Unofficial rate rises could end - NAB

AFTER a painful period of official and unofficial interest-rate adjustments working against the customer, National Australia Bank chief executive John Stewart has foreshadowed a time when the system could work in reverse, to the customer's benefit.

Mr Stewart yesterday added his voice to an increasingly popular view in the industry that the next movement in official rates could be down, but not until next year after clear signs emerge that the inflation battle has been won.

"What you might find then is that the Reserve Bank cuts rates by 25 basis points, and we reduce (mortgage) rates by 35 basis points,'' he told The Australian.

"That could happen.''

Since the beginning of the year, banks have raised variable mortgage rates in a series of moves by a total of almost 40 basis points, over and above central bank adjustments to cash rates.

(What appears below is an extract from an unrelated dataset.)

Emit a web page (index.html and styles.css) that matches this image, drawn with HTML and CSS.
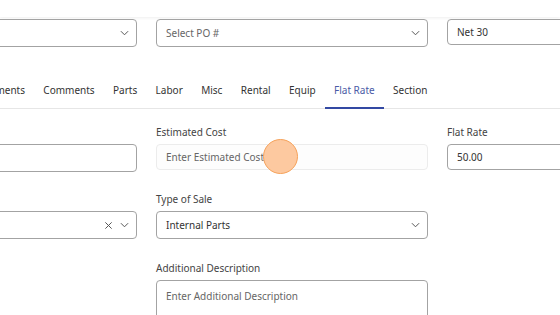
FILE: index.html
```html
<!DOCTYPE html>
<html lang="en">
<head>
    <meta charset="UTF-8">
    <meta name="viewport" content="width=device-width, initial-scale=1.0">
    <title>Work Order - Flat Rate</title>
    <link rel="stylesheet" href="styles.css">
</head>
<body>
    <div class="topbar"></div>

    <div class="page">
        <div class="row">
            <div class="field">
                <div class="select">
                    <span class="value"></span>
                    <svg class="chevron" viewBox="0 0 10 6"><path d="M1 1l4 4 4-4"/></svg>
                </div>
            </div>
            <div class="field">
                <div class="select">
                    <span class="placeholder">Select PO #</span>
                    <svg class="chevron" viewBox="0 0 10 6"><path d="M1 1l4 4 4-4"/></svg>
                </div>
            </div>
            <div class="field">
                <div class="input">
                    <span class="value">Net 30</span>
                </div>
            </div>
        </div>

        <div class="tabs">
            <a class="tab">Attachments</a>
            <a class="tab">Comments</a>
            <a class="tab">Parts</a>
            <a class="tab">Labor</a>
            <a class="tab">Misc</a>
            <a class="tab">Rental</a>
            <a class="tab">Equip</a>
            <a class="tab active">Flat Rate</a>
            <a class="tab">Section</a>
        </div>

        <div class="form">
            <div class="row first">
                <div class="field">
                    <label>&nbsp;</label>
                    <div class="input tall"></div>
                </div>
                <div class="field">
                    <label>Estimated Cost</label>
                    <div class="input disabled">
                        <span class="placeholder">Enter Estimated Cost</span>
                    </div>
                </div>
                <div class="field">
                    <label>Flat Rate</label>
                    <div class="input">
                        <span class="value">50.00</span>
                    </div>
                </div>
            </div>

            <div class="row">
                <div class="field">
                    <label>&nbsp;</label>
                    <div class="select">
                        <span class="value"></span>
                        <svg class="clear" viewBox="0 0 10 10"><path d="M1.5 1.5l7 7M8.5 1.5l-7 7"/></svg>
                        <svg class="chevron" viewBox="0 0 10 6"><path d="M1 1l4 4 4-4"/></svg>
                    </div>
                </div>
                <div class="field">
                    <label>Type of Sale</label>
                    <div class="select">
                        <span class="value">Internal Parts</span>
                        <svg class="chevron" viewBox="0 0 10 6"><path d="M1 1l4 4 4-4"/></svg>
                    </div>
                </div>
                <div class="field"></div>
            </div>

            <div class="row">
                <div class="field"></div>
                <div class="field">
                    <label>Additional Description</label>
                    <div class="textarea">
                        <span class="placeholder">Enter Additional Description</span>
                    </div>
                </div>
                <div class="field"></div>
            </div>
        </div>
    </div>

    <!-- click marker -->
    <div class="click-dot"></div>
</body>
</html>
```

FILE: styles.css
```css
* {
    margin: 0;
    padding: 0;
    box-sizing: border-box;
}

body {
    font-family: "Noto Sans", "Open Sans", sans-serif;
    font-size: 10px;
    color: #333;
    background: #fff;
    width: 560px;
    height: 315px;
    overflow: hidden;
    position: relative;
}

.topbar {
    height: 17px;
    background: #fff;
    box-shadow: 0 1px 3px rgba(0, 0, 0, 0.07);
}

.page {
    margin-left: -135px;
    padding-top: 2px;
}

.row {
    display: grid;
    grid-template-columns: repeat(3, 272px);
    column-gap: 19px;
}

.field label {
    display: block;
    height: 14px;
    line-height: 14px;
    margin-bottom: 5px;
    color: #444;
}

.input,
.select,
.textarea {
    height: 28px;
    border: 1px solid #a3a3a3;
    border-radius: 4px;
    background: #fff;
    display: flex;
    align-items: center;
    padding: 0 7px 0 9px;
}

.input {
    height: 26px;
}

.input.tall {
    height: 28px;
}

.input.disabled {
    border-color: #ececec;
    background: #fdfdfd;
}

.value {
    flex: 1;
    color: #333;
}

.placeholder {
    flex: 1;
    color: #666;
}

.chevron {
    width: 9px;
    height: 6px;
    margin-left: 7px;
    fill: none;
    stroke: #555;
    stroke-width: 1.1;
}

.clear {
    width: 9px;
    height: 9px;
    fill: none;
    stroke: #555;
    stroke-width: 1.1;
}

.textarea {
    height: 60px;
    align-items: flex-start;
    padding-top: 8px;
}

.tabs {
    display: flex;
    margin-top: 25px;
    margin-left: 91px;
    border-bottom: 1px solid #e6e6e6;
    width: 900px;
}

.tab {
    padding: 11px 9.2px 10px;
    line-height: 14px;
    border-bottom: 2px solid transparent;
    margin-bottom: -1px;
    color: #333;
    white-space: nowrap;
}

.tab.active {
    color: #4a5ba6;
    border-bottom-color: #3349a3;
}

.form {
    padding-top: 16px;
}

.form .row {
    margin-bottom: 22px;
}

.form .row.first {
    margin-bottom: 20px;
}

.click-dot {
    position: absolute;
    left: 263px;
    top: 139px;
    width: 35px;
    height: 35px;
    border-radius: 50%;
    background: #fdc9a0;
    border: 1.5px solid #f6a25a;
}
```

The unilateral moves have been deeply unpopular in the mortgage belt, but the banks have defended the policy on the basis that profit margins would erode due to their higher funding costs from the global liquidity squeeze.

Mr Stewart said further rises independently of the RBA were unlikely, unless wholesale funding markets deteriorated again to the point where NAB was itself absorbing "painful'' cost increases. "But I don't think that will happen,'' he told The Australian.